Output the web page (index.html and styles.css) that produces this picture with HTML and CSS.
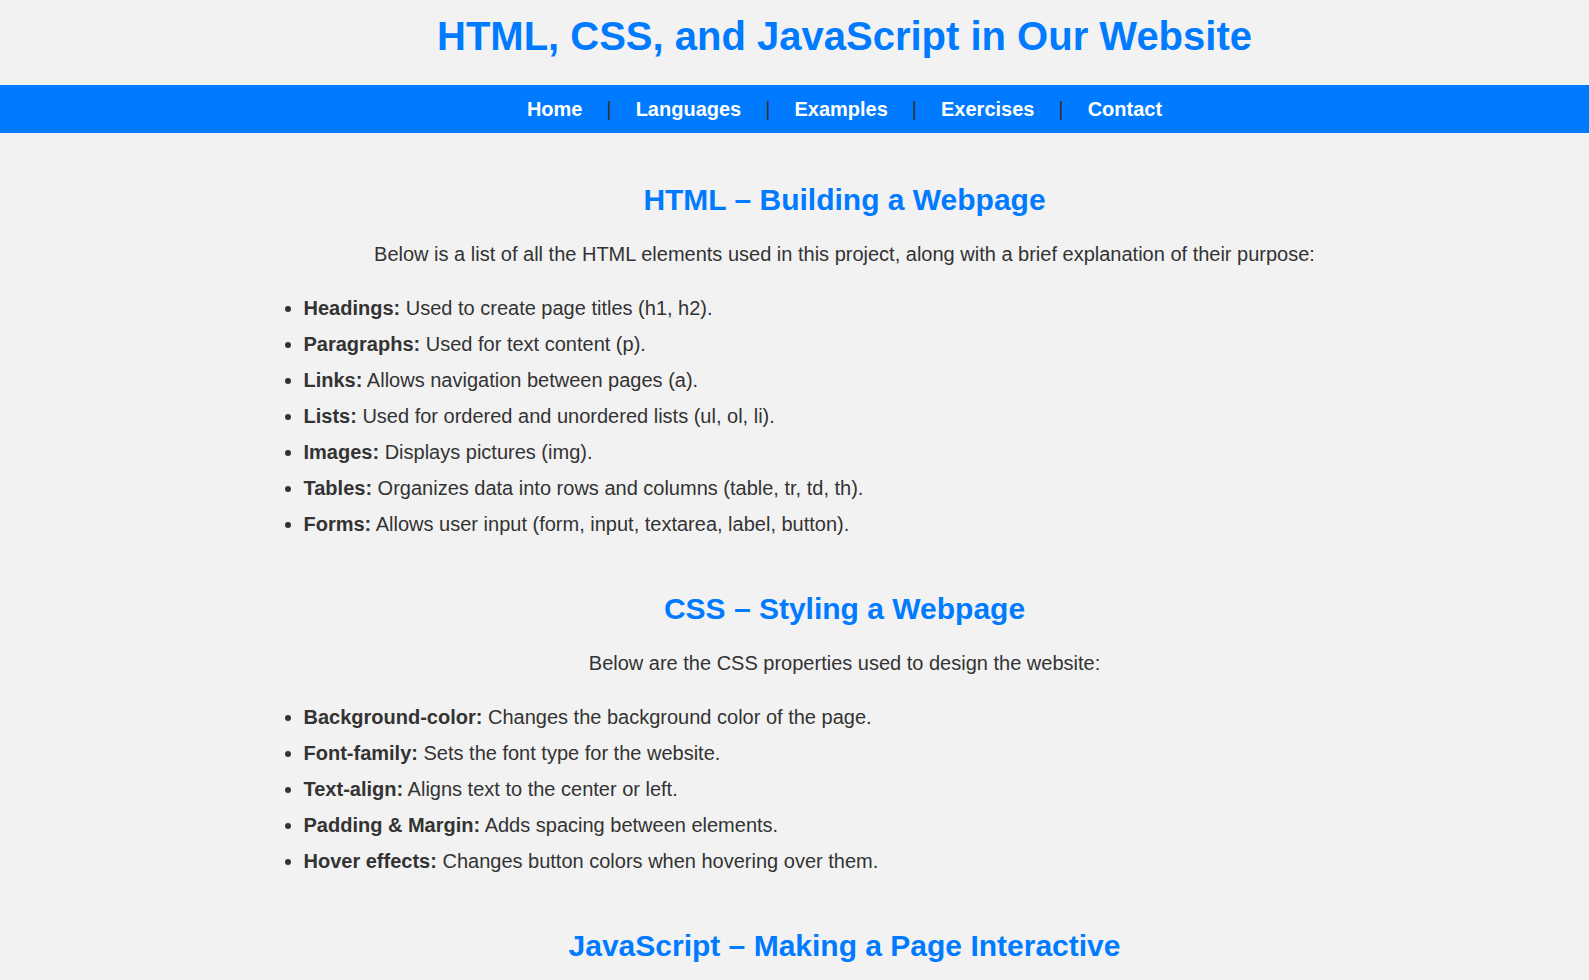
FILE: index.html
```html
<!DOCTYPE html>
<html lang="en">
<head>
<meta charset="utf-8">
<title>HTML, CSS, and JavaScript in Our Website</title>
<link rel="stylesheet" href="styles.css">
</head>
<body>
<header class="site-header">
  <h1 class="site-title">HTML, CSS, and JavaScript in Our Website</h1>
</header>
<nav class="site-nav">
  <div class="nav-row">
    <a class="nav-link" href="#">Home</a>
    <span class="nav-sep">|</span>
    <a class="nav-link" href="#">Languages</a>
    <span class="nav-sep">|</span>
    <a class="nav-link" href="#">Examples</a>
    <span class="nav-sep">|</span>
    <a class="nav-link" href="#">Exercises</a>
    <span class="nav-sep">|</span>
    <a class="nav-link" href="#">Contact</a>
  </div>
</nav>
<main class="content">
  <section class="topic">
    <h2 class="topic-title">HTML – Building a Webpage</h2>
    <p class="topic-intro">Below is a list of all the HTML elements used in this project, along with a brief explanation of their purpose:</p>
    <ul class="topic-list">
      <li><strong>Headings:</strong> Used to create page titles (h1, h2).</li>
      <li><strong>Paragraphs:</strong> Used for text content (p).</li>
      <li><strong>Links:</strong> Allows navigation between pages (a).</li>
      <li><strong>Lists:</strong> Used for ordered and unordered lists (ul, ol, li).</li>
      <li><strong>Images:</strong> Displays pictures (img).</li>
      <li><strong>Tables:</strong> Organizes data into rows and columns (table, tr, td, th).</li>
      <li><strong>Forms:</strong> Allows user input (form, input, textarea, label, button).</li>
    </ul>
  </section>
  <section class="topic">
    <h2 class="topic-title">CSS – Styling a Webpage</h2>
    <p class="topic-intro">Below are the CSS properties used to design the website:</p>
    <ul class="topic-list">
      <li><strong>Background-color:</strong> Changes the background color of the page.</li>
      <li><strong>Font-family:</strong> Sets the font type for the website.</li>
      <li><strong>Text-align:</strong> Aligns text to the center or left.</li>
      <li><strong>Padding &amp; Margin:</strong> Adds spacing between elements.</li>
      <li><strong>Hover effects:</strong> Changes button colors when hovering over them.</li>
    </ul>
  </section>
  <section class="topic">
    <h2 class="topic-title">JavaScript – Making a Page Interactive</h2>
  </section>
</main>
</body>
</html>
```
FILE: styles.css
```css
html, body {
  margin: 0;
  padding: 0;
}

body {
  background: #f2f2f2;
  color: #333333;
  font-family: "Liberation Sans", Arial, sans-serif;
}

.site-header {
  padding: 12px 0 25px 100px;
  text-align: center;
}

.site-title {
  margin: 0;
  font-size: 40px;
  line-height: 48px;
  font-weight: bold;
  color: #007bff;
}

.site-nav {
  background: #007bff;
  padding-left: 100px;
}

.nav-row {
  display: flex;
  justify-content: center;
  align-items: center;
  gap: 24px;
  height: 48px;
  line-height: 48px;
  font-size: 20px;
}

.nav-link {
  color: #ffffff;
  font-weight: bold;
  text-decoration: none;
}

.nav-sep {
  color: #333333;
  font-weight: normal;
}

.content {
  padding: 49px 0 0 100px;
  display: flex;
  flex-direction: column;
  gap: 49px;
}

.topic {
  width: 1162px;
  margin: 0 auto;
}

.topic-title {
  margin: 0 0 22px;
  font-size: 30px;
  line-height: 36px;
  font-weight: bold;
  color: #007bff;
  text-align: center;
}

.topic-intro {
  margin: 0 0 22px;
  font-size: 20px;
  line-height: 28px;
  text-align: center;
}

.topic-list {
  margin: 0;
  padding-left: 40px;
  font-size: 20px;
  line-height: 36px;
}
```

THE REQUEST:
Among the lines of the data, identify those with the word "index". Copy each of them.

EXERCISE RESULT:
Output the web page (index.html and styles.css) that produces this picture with HTML and CSS.
FILE: index.html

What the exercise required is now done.